As sad, but in a different way, as the depths of governance to which we’ve been dragged is the way we, and here I include the Denmarks and Swedens of this world, have dragged ourselves dangerously down the road of racist bigotry and intolerance.

It would have been funny, had it not been tragic, the way some so-called “patriots” (if these are patriots, style me a traitor, please) worked themselves up into a foaming-at-the-mouth frenzy at the sight of a group of Somalis having a religious procession. Reading their rabid posts, you’d have thought that Isis were rampaging down Republic Street, beheading every Christian they could get their hands on.

The snag was, and the “patriots” were too thick to notice, that the Somalis were Christians, meaning that their only sin, in the eyes of the racist scum, actually was to be black. Not that it would have made a difference had they been Muslim or Buddhist or whatever, they would have had just as much of a right to profess their faith in public as anyone else but the fact that they were Christian demonstrates perfectly why bigoted racist scum should be banished from polite society.

Nothing much on the nourishment front to mention, except an excellent riso cacio e pepe at Zero Sei, but we did go to a couple of performances of the Baroque Festival.
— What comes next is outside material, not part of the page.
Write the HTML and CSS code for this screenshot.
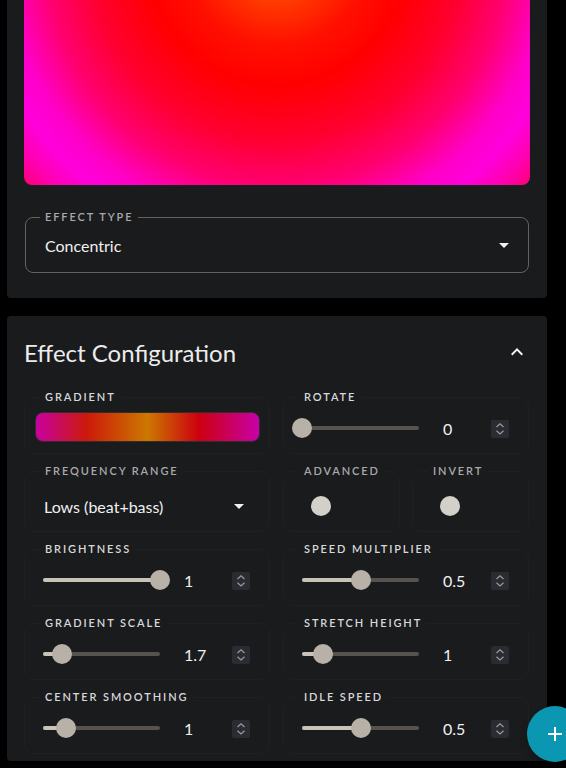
FILE: index.html
```html
<!DOCTYPE html>
<html lang="en">
<head>
<meta charset="utf-8">
<title>Effect</title>
<link rel="stylesheet" href="styles.css">
</head>
<body>
<div class="page">
  <section class="card card-preview">
    <div class="visualizer"></div>
    <fieldset class="outlined select-field">
      <legend class="dim">Effect Type</legend>
      <div class="select-row">
        <span class="select-value">Concentric</span>
        <svg class="caret" viewBox="0 0 24 24" width="24" height="24"><path d="M7 10l5 5 5-5z"/></svg>
      </div>
    </fieldset>
  </section>

  <section class="card card-config">
    <header class="card-head">
      <h2 class="card-title">Effect Configuration</h2>
      <svg class="chevron" viewBox="0 0 24 24" width="24" height="24"><path d="M12 8l-6 6 1.41 1.41L12 10.83l4.59 4.58L18 14z"/></svg>
    </header>

    <div class="grid">
      <fieldset class="outlined ctl">
        <legend>Gradient</legend>
        <div class="gradient-bar"></div>
      </fieldset>

      <fieldset class="outlined ctl">
        <legend>Rotate</legend>
        <div class="slider-row">
          <div class="slider"><div class="fill" style="width:0%"></div><div class="thumb" style="left:0%"></div></div>
          <span class="value">0</span>
          <span class="spin"><svg viewBox="0 0 18 18" width="18" height="18"><path d="M5.5 7L9 3.8 12.5 7M5.5 10.8L9 14 12.5 10.8"/></svg></span>
        </div>
      </fieldset>

      <fieldset class="outlined ctl tall">
        <legend class="dim">Frequency Range</legend>
        <div class="select-row freq-row">
          <span class="select-value">Lows (beat+bass)</span>
          <svg class="caret" viewBox="0 0 24 24" width="24" height="24"><path d="M7 10l5 5 5-5z"/></svg>
        </div>
      </fieldset>

      <div class="switch-pair">
        <fieldset class="outlined ctl tall">
          <legend class="dim">Advanced</legend>
          <div class="switch-row"><span class="switch-thumb"></span></div>
        </fieldset>
        <fieldset class="outlined ctl tall">
          <legend class="dim">Invert</legend>
          <div class="switch-row"><span class="switch-thumb"></span></div>
        </fieldset>
      </div>

      <fieldset class="outlined ctl">
        <legend>Brightness</legend>
        <div class="slider-row">
          <div class="slider"><div class="fill" style="width:100%"></div><div class="thumb" style="left:100%"></div></div>
          <span class="value">1</span>
          <span class="spin"><svg viewBox="0 0 18 18" width="18" height="18"><path d="M5.5 7L9 3.8 12.5 7M5.5 10.8L9 14 12.5 10.8"/></svg></span>
        </div>
      </fieldset>

      <fieldset class="outlined ctl">
        <legend>Speed Multiplier</legend>
        <div class="slider-row">
          <div class="slider"><div class="fill" style="width:50%"></div><div class="thumb" style="left:50%"></div></div>
          <span class="value">0.5</span>
          <span class="spin"><svg viewBox="0 0 18 18" width="18" height="18"><path d="M5.5 7L9 3.8 12.5 7M5.5 10.8L9 14 12.5 10.8"/></svg></span>
        </div>
      </fieldset>

      <fieldset class="outlined ctl">
        <legend>Gradient Scale</legend>
        <div class="slider-row">
          <div class="slider"><div class="fill" style="width:16%"></div><div class="thumb" style="left:16%"></div></div>
          <span class="value">1.7</span>
          <span class="spin"><svg viewBox="0 0 18 18" width="18" height="18"><path d="M5.5 7L9 3.8 12.5 7M5.5 10.8L9 14 12.5 10.8"/></svg></span>
        </div>
      </fieldset>

      <fieldset class="outlined ctl">
        <legend>Stretch Height</legend>
        <div class="slider-row">
          <div class="slider"><div class="fill" style="width:18%"></div><div class="thumb" style="left:18%"></div></div>
          <span class="value">1</span>
          <span class="spin"><svg viewBox="0 0 18 18" width="18" height="18"><path d="M5.5 7L9 3.8 12.5 7M5.5 10.8L9 14 12.5 10.8"/></svg></span>
        </div>
      </fieldset>

      <fieldset class="outlined ctl">
        <legend>Center Smoothing</legend>
        <div class="slider-row">
          <div class="slider"><div class="fill" style="width:20%"></div><div class="thumb" style="left:20%"></div></div>
          <span class="value">1</span>
          <span class="spin"><svg viewBox="0 0 18 18" width="18" height="18"><path d="M5.5 7L9 3.8 12.5 7M5.5 10.8L9 14 12.5 10.8"/></svg></span>
        </div>
      </fieldset>

      <fieldset class="outlined ctl">
        <legend>Idle Speed</legend>
        <div class="slider-row">
          <div class="slider"><div class="fill" style="width:50%"></div><div class="thumb" style="left:50%"></div></div>
          <span class="value">0.5</span>
          <span class="spin"><svg viewBox="0 0 18 18" width="18" height="18"><path d="M5.5 7L9 3.8 12.5 7M5.5 10.8L9 14 12.5 10.8"/></svg></span>
        </div>
      </fieldset>
    </div>
  </section>
</div>

<button class="fab" type="button" aria-label="Add">
  <svg viewBox="0 0 24 24" width="24" height="24"><path d="M19 13h-6v6h-2v-6H5v-2h6V5h2v6h6v2z"/></svg>
</button>
</body>
</html>
```

FILE: styles.css
```css
* { box-sizing: border-box; }

html, body {
  margin: 0;
  padding: 0;
  background: #000;
}

body {
  width: 566px;
  height: 768px;
  overflow: hidden;
  font-family: Lato, "Open Sans", sans-serif;
  color: #ececec;
}

.page {
  display: flex;
  flex-direction: column;
  gap: 18px;
  padding: 0 19px 0 7px;
}

.card {
  background: #1a1b1d;
  border-radius: 4px;
}

.card-preview {
  border-radius: 0 0 4px 4px;
  padding: 0 17px 25px;
}

.visualizer {
  height: 185px;
  border-radius: 0 0 8px 8px;
  background: radial-gradient(circle at 50% -45px,
    #ff6400 0,
    #ff3c00 45px,
    #ff1000 90px,
    #ff0000 130px,
    #ff0030 185px,
    #ff0070 230px,
    #ff00c8 270px,
    #ff00dc 295px,
    #ff00b0 320px,
    #ff0060 350px,
    #ff2030 380px);
}

.outlined {
  margin: 0;
  padding: 0;
  min-width: 0;
  border: 1px solid #1f2023;
  border-radius: 10px;
}

legend {
  margin-left: 15px;
  padding: 0 5px;
  font-size: 11px;
  line-height: 14px;
  font-weight: 600;
  letter-spacing: 1.9px;
  text-transform: uppercase;
  color: #d8d8da;
}

legend.dim { color: #a9a9ad; }

.select-field {
  margin: 25px 1px 0;
  height: 63px;
  border-color: #67615b;
  border-radius: 8px;
}

.select-field legend { margin-left: 14px; }

.select-row {
  display: flex;
  align-items: center;
  justify-content: space-between;
  height: 20px;
  margin-top: 11px;
  padding: 0 12px 0 19px;
}

.select-value {
  font-size: 16px;
  color: #f0f0f0;
}

.caret { fill: #f0f0f0; display: block; }

.card-config {
  padding: 20px 18px 7px 17px;
}

.card-head {
  display: flex;
  align-items: center;
  justify-content: space-between;
  height: 32px;
  margin-bottom: 22px;
}

.card-title {
  margin: 0;
  font-size: 24px;
  font-weight: 400;
  color: #ececec;
}

.chevron { fill: #f4f4f4; display: block; }

.grid {
  display: grid;
  grid-template-columns: 1fr 1fr;
  column-gap: 13px;
  row-gap: 10px;
}

.ctl { height: 64px; }
.ctl.tall { height: 68px; }

.gradient-bar {
  width: 225px;
  height: 30px;
  margin: 8px 0 0 10px;
  border-radius: 8px;
  border: 1px solid #2e2e30;
  background: linear-gradient(90deg,
    #c8009e 0%,
    #cc1a0a 23%,
    #cc7800 50%,
    #cc0010 73%,
    #c800a8 100%);
}

.slider-row {
  display: flex;
  align-items: center;
  height: 20px;
  margin-top: 14px;
  padding-left: 18px;
}

.slider {
  position: relative;
  width: 117px;
  height: 4px;
  border-radius: 2px;
  background: #56534f;
}

.slider .fill {
  position: absolute;
  left: 0;
  top: 0;
  bottom: 0;
  border-radius: 2px;
  background: #c9c3ba;
}

.slider .thumb {
  position: absolute;
  top: 50%;
  width: 20px;
  height: 20px;
  margin: -10px 0 0 -10px;
  border-radius: 50%;
  background: #b8b1a8;
}

.value {
  width: 48px;
  margin-left: 24px;
  font-size: 16px;
  color: #f0f0f0;
}

.spin {
  display: block;
  width: 18px;
  height: 18px;
  margin-top: 2px;
  border-radius: 2px;
  background: #2b2b32;
}

.spin svg {
  display: block;
  fill: none;
  stroke: #9a9aa2;
  stroke-width: 1.2;
}

.freq-row {
  margin-top: 18px;
  padding: 0 18px 0 19px;
}

.switch-pair {
  display: grid;
  grid-template-columns: 1fr 1fr;
  column-gap: 12px;
}

.switch-row {
  display: flex;
  align-items: center;
  height: 20px;
  margin-top: 18px;
  padding-left: 27px;
}

.switch-thumb {
  width: 20px;
  height: 20px;
  border-radius: 50%;
  background: #d3d0ca;
}

.fab {
  position: fixed;
  left: 527px;
  top: 706px;
  width: 56px;
  height: 56px;
  padding: 0;
  border: none;
  border-radius: 50%;
  background: #0b97b1;
  display: flex;
  align-items: center;
  justify-content: center;
  box-shadow: 0 3px 5px -1px rgba(0,0,0,.2), 0 6px 10px 0 rgba(0,0,0,.14);
}

.fab svg { fill: #ffffff; display: block; }
```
One was at the superb, but acoustically dire, St John’s Co-Cathedral, where the performers were perfectly acceptable but the programme boring - that’s my fault, of course, no one else’s, but the lousy acoustics didn’t help. At St Paul’s Anglican Cathedral, the programme was more fun (again, that’s a purely personal take) and the performers excellent, but the chugging generator didn’t add to the quality of the evening. Nor did the enormous lights shining into the audience’s eyes, for that matter.